In a recent speech, the former Mexican Foreign Minister Jorge Castaneda described how the Obama Administration missed an opportunity by not requiring Mexico to have a Labor Action Plan in TPP, rather than accepting Mexico’s adamant stand that labor rights not be linked to trade agreements. In Mexico today, in most cases there are so called “protection agreements” contrived between the labor organization and the government to which it is linked and the employer. They have never been voted on by the employees and were often crafted before there were any of them- really “protecting” a company against a real union. And the labor boards at both the federal and state levels are run by the same three parties, usually leaving dissatisfied workers with no recourse. Mexican workers today are paid a fraction of those in the United States.

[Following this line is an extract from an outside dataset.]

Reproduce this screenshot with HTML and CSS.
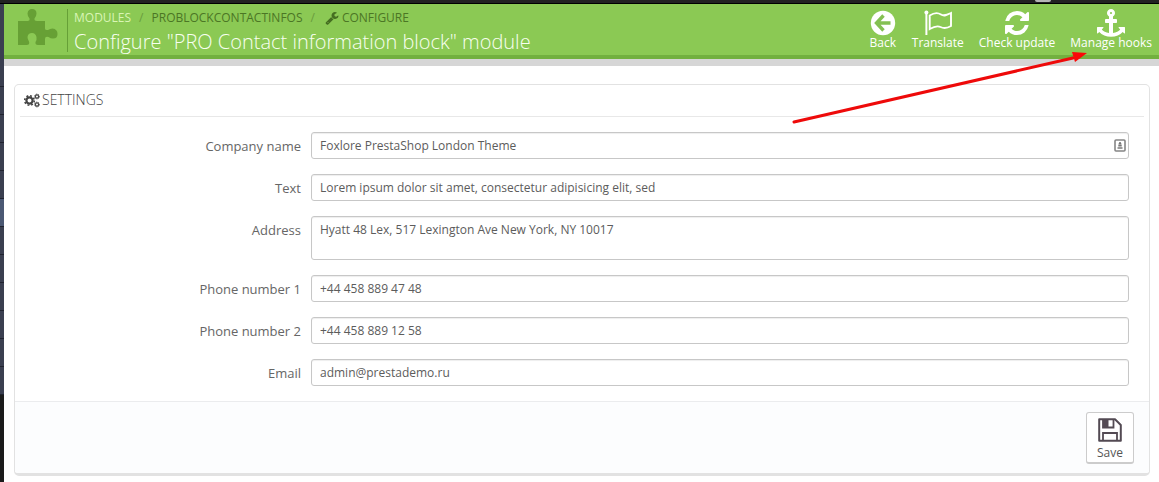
FILE: index.html
```
<!DOCTYPE html>
<html lang="en">
<head>
<meta charset="utf-8">
<title>Configure module</title>
<link rel="stylesheet" href="styles.css">
</head>
<body>
<div class="topbar"><span class="avatar"></span></div>
<div class="shell">
  <nav class="sidebar" aria-label="Main menu">
    <span class="nav-item nav-first"></span>
    <span class="nav-item"></span>
    <span class="nav-item"></span>
    <span class="nav-item"></span>
    <span class="nav-item"></span>
    <span class="nav-item nav-active"></span>
    <span class="nav-item"></span>
    <span class="nav-item"></span>
    <span class="nav-item"></span>
    <span class="nav-item"></span>
    <span class="nav-item"></span>
    <span class="nav-item"></span>
  </nav>
  <div class="content">
    <header class="page-head">
      <svg class="puzzle" viewBox="0 0 40 37" aria-hidden="true"><path d="M0 12H9.500Q12 12 11.500 9.500Q9.500 7.500 9.500 4.500Q10 0 14 0Q18.500 0 18.500 4.500Q18.500 7 16.500 9.500Q16 12 19 12H27V19.500Q27 21.500 30 21Q32 19.500 34.500 19.500Q39.500 20 39.500 25Q39.500 29.500 35 29.500Q32.500 29.500 30.500 28Q27 27 27 30V36H20Q17 36 17.500 33Q19 31 18.500 28Q17.500 24 14 24Q10 24 9.500 28Q9.500 30.500 11 32.500Q12 36 8.500 36H0Z"/></svg>
      <div class="head-text">
        <ol class="crumbs">
          <li><a class="crumb-root" href="#">MODULES</a></li>
          <li><a href="#">PROBLOCKCONTACTINFOS</a></li>
          <li><a href="#"><svg class="wrench" viewBox="0 0 1792 1792" aria-hidden="true"><path d="M448 1472q0-26-19-45t-45-19-45 19-19 45 19 45 45 19 45-19 19-45zm644-420l-682 682q-37 37-90 37-52 0-91-37l-106-108q-38-36-38-90 0-53 38-91l681-681q39 98 114.500 173.500t173.500 114.500zm634-435q0 39-23 106-47 134-164.500 217.500t-258.500 83.500q-185 0-316.500-131.500t-131.500-316.500 131.500-316.500 316.500-131.500q58 0 121.500 16.500t107.500 46.500q16 11 16 28t-16 28l-293 169v224l193 107q5-3 79-48.500t135.500-81 70.500-35.500q15 0 23.500 10t8.500 25z"/></svg>CONFIGURE</a></li>
        </ol>
        <h1 class="title">Configure "PRO Contact information block" module</h1>
      </div>
      <div class="tools">
        <a class="tool" href="#">
          <svg class="tool-icon" viewBox="0 0 28 28" aria-hidden="true"><circle cx="14" cy="14" r="12.200" fill="currentColor"/><path d="M14.500 6.500L7.500 14l7 7.500M8 14h13.500" fill="none" stroke="#84c052" stroke-width="3.400"/></svg>
          <span>Back</span>
        </a>
        <a class="tool" href="#">
          <svg class="tool-icon" viewBox="0 0 28 28" aria-hidden="true"><path d="M2.400 3v23" fill="none" stroke="currentColor" stroke-width="2"/><circle cx="2.400" cy="3.400" r="2" fill="currentColor"/><path d="M5.700 6.500C11 3 14 3.500 17 5.500S23 6 27 4V17C22 20 19.500 19.500 16.500 18S10 17.500 5.700 20Z" fill="none" stroke="currentColor" stroke-width="1.900"/></svg>
          <span>Translate</span>
        </a>
        <a class="tool" href="#">
          <svg class="tool-icon" viewBox="0 0 1792 1792" aria-hidden="true"><path fill="currentColor" d="M1639 1056q0 5-1 7-64 268-268 434.500t-478 166.500q-146 0-282.500-55t-243.500-157l-129 129q-19 19-45 19t-45-19-19-45v-448q0-26 19-45t45-19h448q26 0 45 19t19 45-19 45l-137 137q71 66 161 102t187 36q134 0 250-65t186-179q11-17 53-117 8-23 30-23h192q13 0 22.500 9.500t9.500 22.500zm25-800v448q0 26-19 45t-45 19h-448q-26 0-45-19t-19-45 19-45l138-138q-148-137-349-137-134 0-250 65t-186 179q-11 17-53 117-8 23-30 23h-199q-13 0-22.500-9.500t-9.500-22.500v-7q65-268 270-434.500t480-166.500q146 0 284 55.500t245 156.500l130-129q19-19 45-19t45 19 19 45z"/></svg>
          <span>Check update</span>
        </a>
        <a class="tool" href="#">
          <svg class="tool-icon" viewBox="0 0 1792 1792" aria-hidden="true"><path fill="currentColor" d="M960 256q0-26-19-45t-45-19-45 19-19 45 19 45 45 19 45-19 19-45zm832 928v352q0 22-20 30-8 2-12 2-13 0-23-9l-93-93q-119 143-318.500 226.500t-429.500 83.500-429.500-83.500-318.500-226.500l-93 93q-9 9-23 9-4 0-12-2-20-8-20-30v-352q0-14 9-23t23-9h352q22 0 30 20 8 19-7 35l-100 100q67 91 189.500 153.500t271.500 82.500v-647h-192q-26 0-45-19t-19-45v-128q0-26 19-45t45-19h192v-163q-58-34-93-92.500t-35-128.500q0-106 75-181t181-75 181 75 75 181q0 70-35 128.500t-93 92.500v163h192q26 0 45 19t19 45v128q0 26-19 45t-45 19h-192v647q149-20 271.500-82.500t189.500-153.500l-100-100q-15-16-7-35 8-20 30-20h352q14 0 23 9t9 23z"/></svg>
          <span>Manage hooks</span>
        </a>
      </div>
      <svg class="pointer" viewBox="0 0 300 76" aria-hidden="true"><path d="M3 72L282 8" fill="none" stroke="#ee0a0a" stroke-width="3" stroke-linecap="round"/><path d="M296 3L281 2L284 12Z" fill="#fa0808"/></svg>
    </header>
    <main class="main">
      <form class="panel">
        <h2 class="panel-head">
          <svg class="cogs" viewBox="0 0 16 15" aria-hidden="true"><g fill="none" stroke="currentColor"><circle cx="5.500" cy="7.500" r="3.100" stroke-width="2.200"/><circle cx="5.500" cy="7.500" r="4.800" stroke-width="1.600" stroke-dasharray="1.900 1.870"/><circle cx="13" cy="3.500" r="1.600" stroke-width="1.200"/><circle cx="13" cy="3.500" r="2.400" stroke-width="1" stroke-dasharray="1 .885"/><circle cx="13" cy="11.500" r="1.600" stroke-width="1.200"/><circle cx="13" cy="11.500" r="2.400" stroke-width="1" stroke-dasharray="1 .885"/></g></svg>SETTINGS
        </h2>
        <div class="fields">
          <label class="label" for="company">Company name</label>
          <div class="control">
            <input class="input" id="company" type="text" value="Foxlore PrestaShop London Theme">
            <svg class="autofill" viewBox="0 0 12 13" aria-hidden="true"><rect x="1" y="1" width="10" height="11" rx="1" fill="#fff" stroke="#858585" stroke-width="1.600"/><circle cx="6" cy="4.300" r="1.200" fill="#777"/><path d="M4.300 5.500h3.400v2H4.300z" fill="#777"/><path d="M3.500 9h5" stroke="#777" stroke-width="1.400"/></svg>
          </div>
          <label class="label" for="text">Text</label>
          <input class="input" id="text" type="text" value="Lorem ipsum dolor sit amet, consectetur adipisicing elit, sed">
          <label class="label" for="address">Address</label>
          <textarea class="input area" id="address">Hyatt 48 Lex, 517 Lexington Ave New York, NY 10017</textarea>
          <label class="label" for="phone1">Phone number 1</label>
          <input class="input" id="phone1" type="text" value="+44 458 889 47 48">
          <label class="label" for="phone2">Phone number 2</label>
          <input class="input" id="phone2" type="text" value="+44 458 889 12 58">
          <label class="label" for="email">Email</label>
          <input class="input" id="email" type="text" value="admin@prestademo.ru">
        </div>
        <div class="panel-foot">
          <button class="save" type="button">
            <svg class="disk" viewBox="0 0 24 24" aria-hidden="true"><path d="M1.200 1.200H17L22.800 7V22.800H1.200Z" fill="none" stroke="currentColor" stroke-width="2" stroke-linejoin="round"/><path d="M5 1.500V9.500H15.500V1.500M5 22.500V15H19V22.500" fill="none" stroke="currentColor" stroke-width="1.800"/><path d="M5 1.500h5.500v8H5z" fill="currentColor"/></svg>
            <span>Save</span>
          </button>
        </div>
      </form>
    </main>
  </div>
</div>
</body>
</html>
```
FILE: styles.css
```
* { box-sizing: border-box; }
body {
  margin: 0;
  min-height: 100vh;
  display: flex;
  flex-direction: column;
  background: #fff;
  color: #666;
  font: 12px/16px "Open Sans", "Noto Sans", sans-serif;
}
a { color: inherit; text-decoration: none; }
.topbar {
  height: 4px;
  background: #222;
  border-bottom: 1px solid #000;
  display: flex;
  justify-content: flex-end;
  padding-right: 108px;
  overflow: hidden;
}
.avatar { width: 16px; height: 2px; background: #b5b5b5; border-radius: 0 0 8px 8px; }
.shell { flex: 1; display: flex; }
.sidebar { width: 4px; background: #1b1b1b; flex: none; }
.nav-item { display: block; height: 28px; background: #3a3f50; border-bottom: 1px solid #20232f; }
.nav-first { height: 83px; }
.nav-active { background: #4b5873; }
.content { flex: 1; min-width: 0; }
.page-head {
  position: relative;
  display: flex;
  height: 62px;
  padding: 5px 7px 0 14px;
  background: #8bc954;
  border-bottom: 7px solid #d6d6d6;
  box-shadow: inset 0 -4px #72b03f;
}
.puzzle { width: 40px; height: 37px; fill: #67a035; flex: none; }
.head-text { height: 43px; margin-left: 9px; padding-left: 6px; border-left: 1px solid #66a037; }
.crumbs { display: flex; margin: 0; padding: 1px 0 0; list-style: none; color: #4b7625; }
.crumbs li + li::before { content: "/"; padding: 0 8px; color: #6a9c3d; }
.crumb-root { color: #d9f5b5; }
.wrench { width: 14px; height: 14px; margin: 0 3px 0 2px; vertical-align: -3px; fill: #456e21; }
.title { margin: 3px 0 0; color: #f8fff0; font-size: 20px; line-height: 26px; font-weight: 300; white-space: nowrap; }
.tools { display: flex; gap: 15px; margin-left: auto; color: #fff; }
.tool { display: flex; flex-direction: column; align-items: center; white-space: nowrap; }
.tool-icon { width: 28px; height: 28px; margin-bottom: -2px; }
.pointer { position: absolute; width: 300px; height: 76px; right: 68px; top: 46px; pointer-events: none; }
.main { padding: 18px 9px 6px 10px; }
.panel {
  border: 1px solid #e2e2e2;
  border-bottom: 3px solid #e2e2e2;
  border-radius: 5px;
  overflow: hidden;
}
.panel-head {
  display: flex;
  align-items: center;
  gap: 2px;
  height: 32px;
  margin: 0 5px;
  padding: 0 0 1px 4px;
  border-bottom: 1px solid #e8e8e8;
  color: #444;
  font-size: 14px;
  font-weight: 300;
}
.cogs { width: 16px; height: 15px; color: #444; }
.fields {
  display: grid;
  grid-template-columns: minmax(0, 286fr) minmax(0, 818fr);
  gap: 15px 10px;
  padding: 15px 20px 15px 0;
}
.label { text-align: right; font-size: 13px; line-height: 28px; height: 27px; }
.control { position: relative; }
.input {
  display: block;
  width: 100%;
  height: 27px;
  padding: 0 8px;
  border: 1px solid #c7c7c7;
  border-radius: 3px;
  background: #fff;
  box-shadow: inset 0 1px 1px #eee;
  color: #5c5c5c;
  font: inherit;
}
.area { height: 44px; padding-top: 5px; resize: none; }
.autofill { position: absolute; right: 3px; top: 7px; width: 12px; height: 13px; }
.panel-foot {
  display: flex;
  justify-content: flex-end;
  padding: 10px 15px 9px;
  border-top: 1px solid #ebecee;
  background: #fcfdfe;
}
.save {
  display: flex;
  flex-direction: column;
  align-items: center;
  width: 48px;
  height: 52px;
  padding: 5px 0 0;
  border: 1px solid #ccc;
  border-bottom-width: 2px;
  border-radius: 3px;
  background: #fff;
  color: #555;
  font: inherit;
}
.disk { width: 24px; height: 24px; margin-bottom: 3px; color: #534a53; }
```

Trade agreements must assure that as trade and competition grows, they must be increasingly on a level that works for American workers as well as workers in other nations, surely in the case of Mexico with its heightened trade and competition with the U.S. And the TPP as negotiated with its Rules of Origin weaker than NAFTA will further encourage the shift of production to Mexico where their producers will be able to get cheap inputs from China and other low wage countries not in the TPP.
As to Vietnam, unlike Mexico, the labor standard provisions are a formal part of TPP. But will they ever become realized when the reality today is that workers who tried to form an independent union remain in jail and those who continue those efforts have been beaten?
While many of the products coming into the U.S. from Vietnam with a lowered or zero tariff are not produced in the U.S., some are. And there is a basic need for trade policy to ensure that competition and the flow of goods and services are not based on the lowest common denominator. That has been painfully evidenced in the human tragedies occurring in Bangladesh, in the conditions recently described in India, and in the mistaken movement by the U.S. to upgrade Malaysia from Tier 3 to Tier 2 regarding its grievous record on human sex and labor trafficking.
A fresh look will also give us a chance to make the process more democratic. We need much better ways to get the public’s input during the negotiating process. There needs to be a revamping of the structure of advisory committees, to make them more balanced and their work more open. There also needs to be revised structure that guarantees meaningful Congressional participation throughout negotiations.
A fresh look also requires new and improved economic analyses of trade and trade agreements. We need to better understand their impact on inequality, on workers’ ability to negotiate decent wages, and on specific sectors of the economy. I urged the International Trade Commission (ITC) to address these and other new issues in its TPP report, but that report falls short. The ITC’s study doesn’t even consider the transition period when new trade flows displace workers. It only models what happens after that painful adjustment process is over, in the “long run.” But as John Maynard Keynes said, “the long run is a misleading guide to current affairs. In the long run, we are all dead. Economists set themselves too easy, too useless a task, if in tempestuous seasons they can only tell us, that when the storm is long past, the ocean is flat again.”
With the acknowledged benefits of reduced tariffs and barriers in other countries to American agricultural products and services failing to carry the debate, two arguments have become prominent in urging support of TPP as negotiated.
One is that technology, not trade, is the fundamental cause of American job loss and income stagnation. But that constant argument that it is not trade but some other factor bumps into the realities facing the American economy. A recent vivid example is what has been happening in global steel production. The U.S. and China 15 years ago produced about equal amounts of steel. China has since ramped up its production to ten times that of the U.S. and more than the combined total of the United States, the European Union, Japan, and Russia. During the negotiation of the Uruguay Round, former Republican Congressman Amo Houghton and I actively worked in Geneva, sometimes over the skepticism of USTR, to preserve strong anti-dumping and countervailing duties provisions. These provisions have been actively utilized by the Obama Administration. But they are not enough. A new trade policy must face up to how to respond. China is using its state owned enterprises to swamp American steel production.
What’s at stake is a basic issue – whether the U.S will continue to maintain a strong manufacturing base.
The second argument is that TPP must be approved as negotiated out of geopolitical necessity. There has been a tradition of effort to sell trade agreements on geopolitical grounds and I appreciate these considerations. But we must also remember that trade negotiations were moved from the State Department to USTR in 1962 for a reason. Policy makers wanted our government to better look after our economic interests around the globe.
There are geopolitical aspects to TPP but trade agreements must be able to stand on their own two economic feet. An agreement that is not in our economic interest cannot be in our national security interest because our national security depends on our economic strength, including in manufacturing.
Take for example, the argument that TPP is important to contain the influence of China. That we should “write the rules” and not let China do so. Okay, but then we need to improve the rules of state-owned enterprises (SOEs) and currency. As negotiated, TPP lacks any enforceable commitments on currency, and the disciplines in TPP on SOEs don’t apply if a government controls that enterprise but through less than a majority of the shares. TPP’s weak rules of origin also mean that China gets some of the benefits of TPP – duty-free access to our market – without having to sign up to its obligations. For example, a car assembled in Mexico of mostly Chinese parts will enter the United States duty free under TPP.
Hillary Clinton will surely be sensitive to geopolitical factors but not at the expense of the needed fresh look at American international trade policy.
A comprehensive and constructive fresh look must be the first order of business in the next Administration on all outstanding issues relating to trade.